Кончалась поэма тем, что жук, злобствуя, восклицал:
Одни только евреиНа веточках сидят!
Чем ближе подходило дело к тридцатым годам, тем печальнее и трагичнее становился юмор Олейникова. Как раз на переломе двух десятилетий написал он стихотворение «Блоха мадам Петрова».
Эта несчастная блоха влюбилась. Чего только она ни делала, чтобы завоевать любовь своего избранника:
Юбки новые таскалаИз чистейшего пике,И стихи она писалаНа блошином языке.Но прославленный милашкаОказался просто хам,И в душе его кондрашка,А в головке тарарам.
Разочарованная в своем любимом, блоха мадам Петрова разочаровалась во всей вселенной. Все, что происходит в мире, кажется ей ужасным:
Страшно жить на этом светеВ нем отсутствует уют.Тигры воют на рассвете,Волки зайчика грызут.Плачет маленький теленокПод кинжалом мясника,Рыба бедная спросонокЛезет в сети рыбака,Лев рычит во мраке ночи,Кошка стонет на трубе,Жук-буржуй и жук-рабочийГибнут в классовой борьбе.
И блоха, не перенеся этой жестокости мира, кончает жизнь самоубийством:
С горя прыгает букашкаС трехсаженной высоты,Расшибает лоб бедняжка.Расшибешь его и ты.

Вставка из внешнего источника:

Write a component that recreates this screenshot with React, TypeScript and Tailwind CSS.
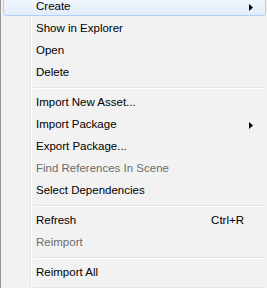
import React from "react";

type Item =
  | { kind: "sep" }
  | { kind: "item"; label: string; disabled?: boolean; sub?: boolean; shortcut?: string; active?: boolean };

const items: Item[] = [
  { kind: "item", label: "Create", sub: true, active: true },
  { kind: "item", label: "Show in Explorer" },
  { kind: "item", label: "Open" },
  { kind: "item", label: "Delete" },
  { kind: "sep" },
  { kind: "item", label: "Import New Asset..." },
  { kind: "item", label: "Import Package", sub: true },
  { kind: "item", label: "Export Package..." },
  { kind: "item", label: "Find References In Scene", disabled: true },
  { kind: "item", label: "Select Dependencies" },
  { kind: "sep" },
  { kind: "item", label: "Refresh", shortcut: "Ctrl+R" },
  { kind: "item", label: "Reimport", disabled: true },
  { kind: "sep" },
  { kind: "item", label: "Reimport All" },
  { kind: "sep" },
];

function Arrow() {
  return (
    <svg width="4" height="7" viewBox="0 0 4 7" className="block">
      <path d="M0 0 L4 3.5 L0 7 Z" fill="#000" />
    </svg>
  );
}

function Row({ item }: { item: Extract<Item, { kind: "item" }> }) {
  return (
    <div
      className={`h-[20px] mb-[2px] pt-[2px] flex items-center pl-[32px] pr-[12px] rounded-[3px] border mr-[1px] ${
        item.active
          ? "border-[#aecff7] bg-gradient-to-b from-[#f2f7fd] to-[#e3edfa]"
          : "border-transparent"
      } ${item.disabled ? "text-[#6d6d6d]" : "text-black"}`}
    >
      <span className="flex-1 whitespace-nowrap">{item.label}</span>
      {item.shortcut && <span className="whitespace-nowrap">{item.shortcut}</span>}
      <span className="w-[4px] ml-[5px] flex items-center">{item.sub && <Arrow />}</span>
    </div>
  );
}

export default function App() {
  return (
    <div className="w-[267px] h-[288px] overflow-hidden bg-[#f2f2f2] border-l border-[#979797] font-['Liberation_Sans',Arial,sans-serif] text-[11.5px] leading-none">
      <div className="relative h-full pl-[2px]">
        <div className="absolute left-[29px] top-0 bottom-0 w-[2px] border-l border-[#e2e3e3] bg-white" />
        <div className="relative -mt-[4px] flex flex-col">
          {items.map((it, i) =>
            it.kind === "sep" ? (
              <div key={i} className="h-[8px] flex flex-col justify-center pl-[31px] pr-[2px]">
                <div className="h-[1px] bg-[#e2e3e3]" />
                <div className="h-[1px] bg-white" />
              </div>
            ) : (
              <Row key={i} item={it} />
            )
          )}
        </div>
      </div>
    </div>
  );
}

Ветер трагических тридцатых годов уже врывался в души, леденя их отчаяньем; и чепушистые домашние стишки выражали время лучше, сильнее, чем стихи, написанные всерьез. Самый чепушистый из писателей двадцатых годов, Зощенко, к тридцатым годам стал писать свои повести, полные безысходной тоски,— «Аполлон и Тамара», «Сирень цветет», «Возвращенная молодость», «Записки Синягина» — и кончил весь этот цикл «Голубой книгой», которая прозвучала как мольба о справедливости, милосердии и чести. В преддверии тридцатых годов вышли в свет «Столбцы» Заболоцкого, очень родственные по манере чепушистым стихам Олейникова, Шварца, Хармса и прозвучавшие как удар по морде мещанина, бессмысленной и беспощадной, все более нагло высовывавшейся отовсюду. Это был канун прихода в мир Гитлера и всего, что ему сопутствовало.